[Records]
_ _ _ _

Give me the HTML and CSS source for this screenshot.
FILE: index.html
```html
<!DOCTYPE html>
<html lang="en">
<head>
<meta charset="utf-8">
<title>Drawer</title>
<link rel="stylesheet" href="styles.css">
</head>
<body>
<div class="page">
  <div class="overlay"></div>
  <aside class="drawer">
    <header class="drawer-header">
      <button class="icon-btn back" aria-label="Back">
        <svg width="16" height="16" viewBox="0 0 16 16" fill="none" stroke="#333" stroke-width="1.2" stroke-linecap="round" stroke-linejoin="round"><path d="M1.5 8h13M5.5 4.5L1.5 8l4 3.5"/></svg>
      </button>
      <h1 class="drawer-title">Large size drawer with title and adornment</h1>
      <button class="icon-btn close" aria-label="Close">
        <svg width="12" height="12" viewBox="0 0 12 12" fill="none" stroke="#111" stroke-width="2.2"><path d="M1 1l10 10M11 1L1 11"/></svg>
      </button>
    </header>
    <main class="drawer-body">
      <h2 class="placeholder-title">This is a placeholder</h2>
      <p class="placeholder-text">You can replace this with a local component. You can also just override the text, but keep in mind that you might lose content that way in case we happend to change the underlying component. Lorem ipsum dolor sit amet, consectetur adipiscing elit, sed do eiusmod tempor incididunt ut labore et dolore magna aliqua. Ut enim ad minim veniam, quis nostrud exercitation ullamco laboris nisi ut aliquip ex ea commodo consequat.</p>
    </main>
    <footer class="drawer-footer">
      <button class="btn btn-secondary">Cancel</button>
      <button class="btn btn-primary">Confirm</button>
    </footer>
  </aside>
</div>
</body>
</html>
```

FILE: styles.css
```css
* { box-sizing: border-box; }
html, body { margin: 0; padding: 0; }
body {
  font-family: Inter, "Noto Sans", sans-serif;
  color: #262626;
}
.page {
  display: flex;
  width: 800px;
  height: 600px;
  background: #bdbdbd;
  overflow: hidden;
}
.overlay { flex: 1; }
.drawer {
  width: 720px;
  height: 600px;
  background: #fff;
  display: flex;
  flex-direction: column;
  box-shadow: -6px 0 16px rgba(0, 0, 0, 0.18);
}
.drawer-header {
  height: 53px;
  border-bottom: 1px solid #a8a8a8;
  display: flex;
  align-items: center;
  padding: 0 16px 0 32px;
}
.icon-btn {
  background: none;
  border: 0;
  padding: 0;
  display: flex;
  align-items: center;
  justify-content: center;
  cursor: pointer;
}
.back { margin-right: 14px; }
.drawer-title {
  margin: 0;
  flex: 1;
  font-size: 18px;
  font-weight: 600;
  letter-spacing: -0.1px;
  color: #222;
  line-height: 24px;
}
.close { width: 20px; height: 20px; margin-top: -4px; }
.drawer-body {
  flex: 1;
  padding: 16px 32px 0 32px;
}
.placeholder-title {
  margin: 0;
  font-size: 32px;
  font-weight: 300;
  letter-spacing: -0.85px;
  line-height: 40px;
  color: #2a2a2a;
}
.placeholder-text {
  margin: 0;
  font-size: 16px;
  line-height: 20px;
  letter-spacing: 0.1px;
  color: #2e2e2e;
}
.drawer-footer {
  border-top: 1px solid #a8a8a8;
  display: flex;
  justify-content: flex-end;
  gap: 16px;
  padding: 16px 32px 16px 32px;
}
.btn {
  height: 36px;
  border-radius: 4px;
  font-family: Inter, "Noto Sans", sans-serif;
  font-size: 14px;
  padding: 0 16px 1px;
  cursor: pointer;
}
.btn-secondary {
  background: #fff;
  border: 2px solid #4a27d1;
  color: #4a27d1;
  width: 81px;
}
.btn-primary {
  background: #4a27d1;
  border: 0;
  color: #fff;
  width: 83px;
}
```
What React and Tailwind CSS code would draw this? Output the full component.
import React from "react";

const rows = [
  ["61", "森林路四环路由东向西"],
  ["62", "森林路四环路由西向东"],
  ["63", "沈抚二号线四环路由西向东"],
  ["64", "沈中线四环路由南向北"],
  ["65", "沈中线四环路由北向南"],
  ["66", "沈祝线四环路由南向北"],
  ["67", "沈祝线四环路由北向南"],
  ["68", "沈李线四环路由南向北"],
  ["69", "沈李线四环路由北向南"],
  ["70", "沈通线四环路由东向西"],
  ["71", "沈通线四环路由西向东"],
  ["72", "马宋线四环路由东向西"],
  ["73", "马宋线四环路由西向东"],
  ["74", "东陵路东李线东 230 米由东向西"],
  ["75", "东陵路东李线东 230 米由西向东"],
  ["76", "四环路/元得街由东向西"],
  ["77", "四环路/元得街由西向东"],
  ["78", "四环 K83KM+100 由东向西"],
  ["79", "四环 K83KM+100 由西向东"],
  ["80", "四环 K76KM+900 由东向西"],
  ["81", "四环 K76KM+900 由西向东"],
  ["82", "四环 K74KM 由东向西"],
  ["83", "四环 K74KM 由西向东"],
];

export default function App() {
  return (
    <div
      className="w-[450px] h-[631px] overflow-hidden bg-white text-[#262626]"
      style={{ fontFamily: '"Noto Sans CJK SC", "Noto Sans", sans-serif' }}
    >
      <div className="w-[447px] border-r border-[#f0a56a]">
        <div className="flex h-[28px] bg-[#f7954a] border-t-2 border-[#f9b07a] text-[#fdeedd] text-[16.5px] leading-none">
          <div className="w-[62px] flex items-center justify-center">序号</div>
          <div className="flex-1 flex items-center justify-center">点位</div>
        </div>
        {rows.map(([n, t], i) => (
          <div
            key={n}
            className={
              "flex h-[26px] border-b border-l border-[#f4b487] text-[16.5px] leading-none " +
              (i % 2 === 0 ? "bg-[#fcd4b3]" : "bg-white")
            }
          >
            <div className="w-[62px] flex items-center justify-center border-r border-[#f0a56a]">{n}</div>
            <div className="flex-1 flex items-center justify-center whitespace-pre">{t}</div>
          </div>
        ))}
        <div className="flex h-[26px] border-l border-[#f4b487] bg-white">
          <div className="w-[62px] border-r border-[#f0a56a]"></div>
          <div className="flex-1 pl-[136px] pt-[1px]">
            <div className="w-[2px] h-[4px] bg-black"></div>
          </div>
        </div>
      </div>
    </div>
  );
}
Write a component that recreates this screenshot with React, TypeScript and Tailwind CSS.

_ _ _ _

Task directions:
In the data above, find the line that contains "What React and" and the line that contains "import React from". Repeat exactly those lines and every line between them, and only those.

Answer:
What React and Tailwind CSS code would draw this? Output the full component.
import React from "react";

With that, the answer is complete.